## Start

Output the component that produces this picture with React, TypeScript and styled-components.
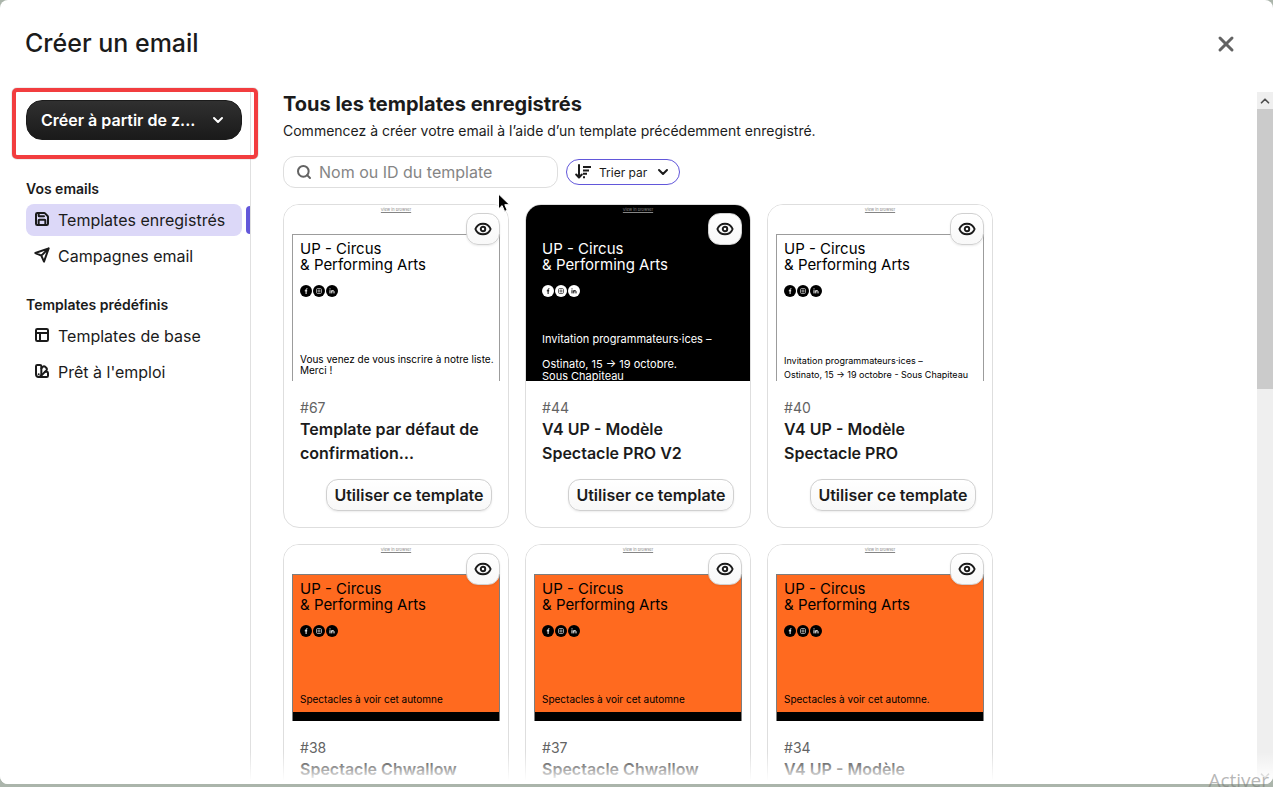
import React from 'react';
import styled, { createGlobalStyle } from 'styled-components';
import { ChevronDown, ChevronUp, Eye, PanelsTopLeft, Save, Search, SwatchBook, X } from 'lucide-react';

const GlobalStyle = createGlobalStyle`
  * { box-sizing: border-box; }
  body {
    margin: 0;
    overflow: hidden;
    background: #abb5ab;
    color: #1b1b1b;
    font-family: Inter, 'Liberation Sans', sans-serif;
    font-size: 16px;
  }
  h1, h2, h3, p, ul { margin: 0; padding: 0; }
  ul { list-style: none; }
  button, input { font: inherit; color: inherit; }
  button { cursor: pointer; }
`;

const Page = styled.div`
  position: relative;
  height: 100vh;
  padding-bottom: 3px;
  overflow: hidden;
`;

const Dialog = styled.div`
  display: flex;
  flex-direction: column;
  height: 100%;
  background: #fff;
  border-radius: 8px;
  overflow: hidden;
`;

const Header = styled.header`
  display: flex;
  align-items: center;
  justify-content: space-between;
  flex: none;
  height: 92px;
  padding: 0 35px 4px 25px;
`;

const DialogTitle = styled.h1`
  font-size: 25px;
  line-height: 32px;
  padding-bottom: 2px;
  font-weight: 500;
`;

const CloseButton = styled.button`
  display: flex;
  padding: 0;
  border: 0;
  background: none;
  color: #636363;
`;

const Body = styled.div`
  position: relative;
  display: flex;
  flex: 1;
  min-height: 0;

  &::after {
    content: '';
    position: absolute;
    inset: auto 0 0 0;
    height: 32px;
    background: linear-gradient(rgba(255, 255, 255, 0), #fff 90%);
    pointer-events: none;
  }
`;

const Sidebar = styled.nav`
  position: relative;
  flex: none;
  width: 251px;
  padding: 8px 8px 0 26px;
  border-right: 1px solid #e0e0e0;
`;

const Highlight = styled.div`
  position: absolute;
  top: -4px;
  left: 12px;
  width: 246px;
  height: 71px;
  border: 4px solid #f23d3f;
  border-radius: 5px;
  box-shadow: 0 0 1px #555;
  pointer-events: none;
`;

const PrimaryButton = styled.button`
  display: flex;
  align-items: center;
  justify-content: space-between;
  width: 100%;
  height: 40px;
  padding: 0 15px 0 14px;
  border: 1px solid #1b1b1b;
  border-radius: 16px;
  background: linear-gradient(#303030, #1a1a1a);
  color: #fff;
  font-weight: 600;
`;

const SectionTitle = styled.h3<{ $first?: boolean }>`
  margin: ${(p) => (p.$first ? 38 : 22)}px 0 4px;
  font-size: 14px;
  line-height: 22px;
  font-weight: 600;
`;

const NavList = styled.ul`
  display: grid;
  gap: 4px;
`;

const NavLink = styled.a<{ $active?: boolean }>`
  position: relative;
  display: flex;
  align-items: center;
  gap: 8px;
  height: 32px;
  padding-left: 8px;
  border-radius: 8px;
  background: ${(p) => (p.$active ? '#dcd8f8' : 'transparent')};
  color: #1b1b1b;
  text-decoration: none;
  white-space: nowrap;

  svg { margin-bottom: 2px; }

  &::after {
    content: '';
    display: ${(p) => (p.$active ? 'block' : 'none')};
    position: absolute;
    top: 2px;
    right: -8px;
    width: 4px;
    height: 28px;
    border-radius: 4px 0 0 4px;
    background: #6257da;
  }
`;

const Main = styled.main`
  flex: 1;
  min-width: 0;
  padding: 0 32px;
  overflow-y: auto;
  scrollbar-width: none;
`;

const MainTitle = styled.h2`
  font-size: 20px;
  line-height: 24px;
  font-weight: 700;
`;

const Intro = styled.p`
  margin-top: 5px;
  font-size: 14px;
  line-height: 20px;
`;

const Toolbar = styled.div`
  display: flex;
  align-items: center;
  gap: 8px;
  margin: 15px 0 16px;
`;

const SearchBox = styled.label`
  display: flex;
  align-items: center;
  gap: 7px;
  width: 275px;
  height: 32px;
  padding: 0 12px;
  border: 1px solid #dedede;
  border-radius: 12px;
  color: #636363;
`;

const SearchInput = styled.input`
  flex: 1;
  min-width: 0;
  padding: 0;
  border: 0;
  outline: 0;
  background: none;
  &::placeholder { color: #858585; opacity: 1; }
`;

const SortButton = styled.button`
  display: flex;
  align-items: center;
  gap: 8px;
  height: 26px;
  padding: 0 8px;
  border: 1px solid #6257da;
  border-radius: 13px;
  background: #fff;
  font-size: 12px;
  white-space: nowrap;
`;

const CardGrid = styled.ul`
  display: grid;
  grid-template-columns: repeat(3, 226px);
  gap: 16px;
`;

const Card = styled.li`
  position: relative;
  height: 324px;
  border: 1px solid #dedede;
  border-radius: 16px;
  overflow: hidden;
`;

type Tone = 'light' | 'dark' | 'orange';

const Preview = styled.div<{ $tone: Tone }>`
  display: flex;
  flex-direction: column;
  height: 176px;
  padding: 0 8px;
  overflow: hidden;
  background: ${(p) => (p.$tone === 'dark' ? '#000' : '#fff')};
  color: ${(p) => (p.$tone === 'dark' ? '#fff' : '#000')};
`;

const BrowserLink = styled.span`
  height: 29px;
  padding-top: 2px;
  font-size: 4px;
  line-height: 6px;
  text-align: center;
  text-decoration: underline;
  color: #858585;
`;

const Frame = styled.div<{ $tone: Tone }>`
  display: flex;
  flex-direction: column;
  flex: 1;
  min-height: 0;
  padding: 6px 7px 0;
  border: solid ${(p) => (p.$tone === 'dark' ? '#000' : p.$tone === 'orange' ? '#7d7d7d' : '#9c9c9c')};
  border-width: 1px 1px 0;
  background: ${(p) => (p.$tone === 'orange' ? '#ff6a1f' : 'transparent')};
  white-space: nowrap;
`;

const Brand = styled.p`
  font-size: 15px;
  line-height: 16px;
`;

const Socials = styled.div`
  display: flex;
  gap: 1px;
  margin-top: 12px;
`;

const Copy = styled.div<{ $top: number; $size: number; $line: number }>`
  margin-top: ${(p) => p.$top}px;
  font-size: ${(p) => p.$size}px;
  line-height: ${(p) => p.$line}px;
  white-space: pre;
`;

const FooterBand = styled.div`
  flex: none;
  height: 9px;
  margin: auto -7px 0;
  background: #000;
`;

const PreviewButton = styled.button`
  position: absolute;
  top: 8px;
  right: 8px;
  display: flex;
  align-items: center;
  justify-content: center;
  width: 34px;
  height: 32px;
  padding: 0;
  border: 1px solid #d0d0d0;
  border-radius: 12px;
  background: linear-gradient(#fff, #f8f8f8);
  box-shadow: 0 1px 2px rgba(0, 0, 0, 0.08);
`;

const CardBody = styled.div`
  display: flex;
  flex-direction: column;
  padding: 18px 16px;
`;

const CardId = styled.span`
  font-size: 14px;
  line-height: 18px;
  color: #636363;
`;

const CardTitle = styled.h3`
  height: 48px;
  font-size: 16px;
  line-height: 24px;
  font-weight: 600;
  white-space: pre-line;
`;

const UseButton = styled.button`
  align-self: flex-end;
  min-width: 166px;
  height: 32px;
  margin-top: 14px;
  padding: 0 7px;
  border: 1px solid #d0d0d0;
  border-radius: 12px;
  background: linear-gradient(#fff, #f8f8f8);
  box-shadow: 0 1px 2px rgba(0, 0, 0, 0.08);
  font-weight: 600;
  white-space: nowrap;
`;

const ScrollTrack = styled.div`
  display: flex;
  flex-direction: column;
  flex: none;
  width: 16px;
  background: #efefef;
  color: #505050;
`;

const ScrollArrow = styled.span`
  display: flex;
  align-items: center;
  justify-content: center;
  height: 17px;
`;

const ScrollThumb = styled.span`
  height: 280px;
  margin-bottom: auto;
  background: #cbcbcb;
`;

const Watermark = styled.span`
  position: absolute;
  right: 4px;
  bottom: -6px;
  color: rgba(120, 120, 120, 0.55);
  font-family: 'Open Sans', sans-serif;
  font-size: 19px;
  line-height: 26px;
`;

const Pointer = styled.svg`
  position: absolute;
  top: 193px;
  left: 497px;
`;

const PlaneIcon = () => (
  <svg width="16" height="16" viewBox="0 0 24 24" fill="none" stroke="currentColor" strokeWidth="3" strokeLinecap="round" strokeLinejoin="round" aria-hidden="true">
    <path d="M22 2 11 13M22 2l-7 20-4-9-9-4z" />
  </svg>
);

const SortIcon = () => (
  <svg width="16" height="16" viewBox="0 0 16 16" fill="none" stroke="currentColor" strokeWidth="2" aria-hidden="true">
    <path d="M4 1v12M1.2 10.5 4 13.5l2.8-3" strokeLinecap="round" strokeLinejoin="round" />
    <path d="M8 3h8M8 6.4h6M8 9.8h4M8 13.2h2" />
  </svg>
);

const SocialIcons = ({ dark }: { dark: boolean }) => {
  const disc = dark ? '#fff' : '#000';
  const mark = dark ? '#000' : '#fff';
  return (
    <Socials>
      <svg width="12" height="12" viewBox="0 0 12 12" aria-label="Facebook">
        <circle cx="6" cy="6" r="6" fill={disc} />
        <path d="M7.4 3.7h-.5q-.8 0-.8.8V9M4.8 5.8h2.4" stroke={mark} strokeWidth="1" fill="none" />
      </svg>
      <svg width="12" height="12" viewBox="0 0 12 12" aria-label="Instagram">
        <circle cx="6" cy="6" r="6" fill={disc} />
        <rect x="3.5" y="3.5" width="5" height="5" rx="1.3" stroke={mark} strokeWidth=".6" fill="none" />
        <circle cx="6" cy="6" r="1.1" stroke={mark} strokeWidth=".6" fill="none" />
      </svg>
      <svg width="12" height="12" viewBox="0 0 12 12" aria-label="LinkedIn">
        <circle cx="6" cy="6" r="6" fill={disc} />
        <path d="M4 5.2v3.2M4 3.4v1M5.8 8.4V5.2M5.8 6.6q0-1 1.1-1t1.1 1v1.8" stroke={mark} strokeWidth="1" fill="none" />
      </svg>
    </Socials>
  );
};

interface Template {
  id: number;
  title: string;
  tone: Tone;
  copy: { text: string; top: number; size: number; line: number }[];
}

const templates: Template[] = [
  {
    id: 67, title: 'Template par défaut de\nconfirmation…', tone: 'light',
    copy: [{ text: 'Vous venez de vous inscrire à notre liste.\nMerci !', top: 57, size: 10, line: 11 }],
  },
  {
    id: 44, title: 'V4 UP - Modèle\nSpectacle PRO V2', tone: 'dark',
    copy: [
      { text: 'Invitation programmateurs·ices –', top: 36, size: 11, line: 13 },
      { text: 'Ostinato, 15 → 19 octobre.\nSous Chapiteau', top: 12, size: 11, line: 12 },
    ],
  },
  {
    id: 40, title: 'V4 UP - Modèle\nSpectacle PRO', tone: 'light',
    copy: [{ text: 'Invitation programmateurs·ices –\nOstinato, 15 → 19 octobre - Sous Chapiteau', top: 57, size: 9, line: 14 }],
  },
  {
    id: 38, title: 'Spectacle Chwallow', tone: 'orange',
    copy: [{ text: 'Spectacles à voir cet automne', top: 57, size: 10, line: 11 }],
  },
  {
    id: 37, title: 'Spectacle Chwallow', tone: 'orange',
    copy: [{ text: 'Spectacles à voir cet automne', top: 57, size: 10, line: 11 }],
  },
  {
    id: 34, title: 'V4 UP - Modèle', tone: 'orange',
    copy: [{ text: 'Spectacles à voir cet automne.', top: 57, size: 10, line: 11 }],
  },
];

const TemplateCard = ({ id, title, tone, copy }: Template) => (
  <Card>
    <Preview $tone={tone}>
      <BrowserLink>View in browser</BrowserLink>
      <Frame $tone={tone}>
        <Brand>UP - Circus<br />&amp; Performing Arts</Brand>
        <SocialIcons dark={tone === 'dark'} />
        {copy.map((c) => (
          <Copy key={c.text} $top={c.top} $size={c.size} $line={c.line}>{c.text}</Copy>
        ))}
        {tone === 'orange' && <FooterBand />}
      </Frame>
    </Preview>
    <PreviewButton aria-label="Aperçu"><Eye size={18} strokeWidth={2.6} /></PreviewButton>
    <CardBody>
      <CardId>#{id}</CardId>
      <CardTitle>{title}</CardTitle>
      <UseButton>Utiliser ce template</UseButton>
    </CardBody>
  </Card>
);

export default function App() {
  return (
    <Page>
      <GlobalStyle />
      <Dialog role="dialog" aria-labelledby="dialog-title">
        <Header>
          <DialogTitle id="dialog-title">Créer un email</DialogTitle>
          <CloseButton aria-label="Fermer"><X size={24} strokeWidth={3} /></CloseButton>
        </Header>
        <Body>
          <Sidebar>
            <PrimaryButton>
              Créer à partir de z...
              <ChevronDown size={16} strokeWidth={3} />
            </PrimaryButton>
            <SectionTitle $first>Vos emails</SectionTitle>
            <NavList>
              <li><NavLink href="#enregistres" $active><Save size={16} strokeWidth={3} />Templates enregistrés</NavLink></li>
              <li><NavLink href="#campagnes"><PlaneIcon />Campagnes email</NavLink></li>
            </NavList>
            <SectionTitle>Templates prédéfinis</SectionTitle>
            <NavList>
              <li><NavLink href="#base"><PanelsTopLeft size={16} strokeWidth={3} />Templates de base</NavLink></li>
              <li><NavLink href="#emploi"><SwatchBook size={16} strokeWidth={3} />Prêt à l'emploi</NavLink></li>
            </NavList>
            <Highlight />
          </Sidebar>
          <Main>
            <MainTitle>Tous les templates enregistrés</MainTitle>
            <Intro>Commencez à créer votre email à l’aide d’un template précédemment enregistré.</Intro>
            <Toolbar>
              <SearchBox>
                <Search size={16} strokeWidth={3} />
                <SearchInput type="text" placeholder="Nom ou ID du template" aria-label="Nom ou ID du template" />
              </SearchBox>
              <SortButton><SortIcon />Trier par<ChevronDown size={16} strokeWidth={3} /></SortButton>
            </Toolbar>
            <CardGrid>
              {templates.map((t) => <TemplateCard key={t.id} {...t} />)}
            </CardGrid>
          </Main>
          <ScrollTrack aria-hidden="true">
            <ScrollArrow><ChevronUp size={14} strokeWidth={3} /></ScrollArrow>
            <ScrollThumb />
            <ScrollArrow><ChevronDown size={14} strokeWidth={3} /></ScrollArrow>
          </ScrollTrack>
        </Body>
      </Dialog>
      <Watermark>Activer</Watermark>
      <Pointer width="14" height="20" viewBox="0 0 14 20" aria-hidden="true">
        <path d="M1.5 1v15l3.6-3.4 2.5 5.8 2.6-1.1-2.4-5.6h4.7z" fill="#000" stroke="#fff" strokeWidth="1" />
      </Pointer>
    </Page>
  );
}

## End

● **Set problem**:
With the pictures left out, restate word for word every line of the data above, from the first down to the line that contains "Search, SwatchBook, X".

● **Solution to the exercise**:
Output the component that produces this picture with React, TypeScript and styled-components.
import React from 'react';
import styled, { createGlobalStyle } from 'styled-components';
import { ChevronDown, ChevronUp, Eye, PanelsTopLeft, Save, Search, SwatchBook, X } from 'lucide-react';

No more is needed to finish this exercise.